Tuesday, February 14, 2012

Jung on the Unconscious (God?)

Carl Jung. Civilization in Transition. Trans. R. F. C. Hull. 1970 (2nd edition).  Princeton University Press.  ISBN: 0691097623.

This interesting quote (pp. 358-359, paragraph 678) caught my attention as I was returning this book to the library:
The differentiated function [reason, guided thought] undoubtedly depends on man, on his diligence, patience, perseverance, his striving for power, and his native gifts. With the aid of these things he gets on in the world and "develops." From this he has learnt that development and progress depend on man's own endeavours, his will and ability.  But that is only one side of the picture. The other side shows man as he is and as he finds himself to be. Here he can alter nothing, because he is dependent on factors outside his control. Here he is not the doer, but a product that does not know how to change itself. He does not know how he came to be the unique individual that he is, and he has only the scantiest knowledge of himself. Until recently he even thought that his psyche consisted of what he knew of himself and was a product of the cerebral cortex. The discovery of unconscious psychic processes more than fifty years ago is still far from being common knowledge and its implications are still not recognized. Modern man still does not realize that he is entirely dependent on the cooperation of the unconscious, which can actually cut short the very next sentence he proposes to speak. He is unaware that he is continuously sustained by something, while all the time he regards himself exclusively as the doer. He depends on and is sustained by an entity he does not know, but of which he has intimations and 'occurred' to--or, as we can more fitly say, revealed themselves to--long-forgotten forbears in the grey dawn of history. Whence did they come? Obviously from the unconscious processes, from that so-called unconscious which still precedes consciousness in every new human life, as the mother precedes the child. The unconscious depicts itself in dreams and visions, as it always did, holding before us images which, unlike the fragmented functions of consciousness, emphasizes facts that relate to the unknown whole man, and only apparently to the function which interests us to the exclusion of all else.
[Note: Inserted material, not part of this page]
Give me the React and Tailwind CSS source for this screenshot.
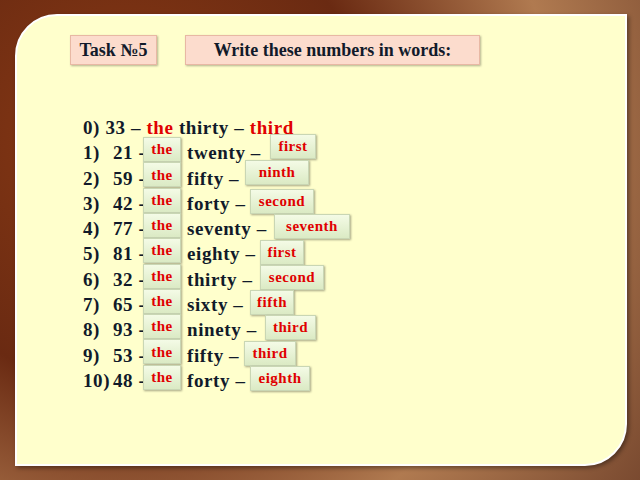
const rows = [
  ["1)", "21", "twenty", "first", 270, 46, 134],
  ["2)", "59", "fifty", "ninth", 245, 64, 160],
  ["3)", "42", "forty", "second", 250, 64, 189],
  ["4)", "77", "seventy", "seventh", 274, 76, 214],
  ["5)", "81", "eighty", "first", 260, 44, 240],
  ["6)", "32", "thirty", "second", 260, 64, 265],
  ["7)", "65", "sixty", "fifth", 250, 44, 290],
  ["8)", "93", "ninety", "third", 265, 51, 315],
  ["9)", "53", "fifty", "third", 244, 52, 341],
  ["10)", "48", "forty", "eighth", 250, 60, 366],
];
const box = "absolute h-[25px] flex items-center justify-center bg-gradient-to-b from-[#f4fbe6] to-[#dbeac4] border border-[#c9d6b4] shadow-[1px_1px_2px_rgba(0,0,0,0.35)] text-[#e00000] text-[15px] font-bold tracking-[0.5px]";
export default function App() {
  return (
    <div className="w-[640px] h-[480px] bg-[radial-gradient(circle_at_20%_30%,#8a3a14,#6a2a12_40%,#b07a50_70%,#7a4a30)] pt-[14px] pl-[15px]" style={{ fontFamily: '"Liberation Serif", serif' }}>
      <div className="relative w-[612px] h-[452px] bg-[#ffffcc] rounded-tl-[42px] rounded-br-[42px] border-2 border-white shadow-[2px_2px_4px_rgba(0,0,0,0.4)] text-[#111a2a] font-bold">
        <div className="flex gap-[28px] ml-[53px] mt-[19px]">
          <div className="h-[30px] w-[87px] flex items-center justify-center bg-[#fcdccd] border border-[#e8b8a4] shadow-[1px_1px_2px_rgba(0,0,0,0.3)] text-[18px]">Task №5</div>
          <div className="h-[30px] w-[295px] flex items-center justify-center bg-[#fcdccd] border border-[#e8b8a4] shadow-[1px_1px_2px_rgba(0,0,0,0.3)] text-[18px]">Write these numbers in words:</div>
        </div>
        <div className="mt-[50px] ml-[66px] text-[19px] leading-[25.3px] tracking-[0.6px]">
          <div>0) 33 – <span className="text-[#e00000]">the</span> thirty – <span className="text-[#e00000]">third</span></div>
          {rows.map((r, i) => (
            <div key={i} className="relative flex h-[25.3px]">
              <span className="w-[30px]">{r[0]}</span>
              <span>{r[1]} -</span>
              <span className="absolute left-[104px]">{r[2]} –</span>
            </div>
          ))}
        </div>
        {rows.map((r, i) => (
          <div key={i}>
            <div className={box + " w-[38px]"} style={{ left: 126, top: 121 + 25.3 * i }}>the</div>
            <div className={box} style={{ left: r[4] - 17, width: r[5], top: r[6] - 16 }}>{r[3]}</div>
          </div>
        ))}
      </div>
    </div>
  );
}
Although dreams usually speak the language of our particular specialism--canis panem somniat, piscator pisces--they refer to the whole, or at the very least to what man also is, namely the utterly dependent creature he finds himself to be.
Jung's unconscious here sounds very close to what many people seem to mean when they use the word God.  All of us are larger than we know, containing and embodying processes larger than ourselves that constitute us and enable the decisions we have to make: we are all conditioned and constrained by an alien unknown that is at once external and internal.  We cannot understand this constraining factor.  We can only listen to it, and react to it (well or badly).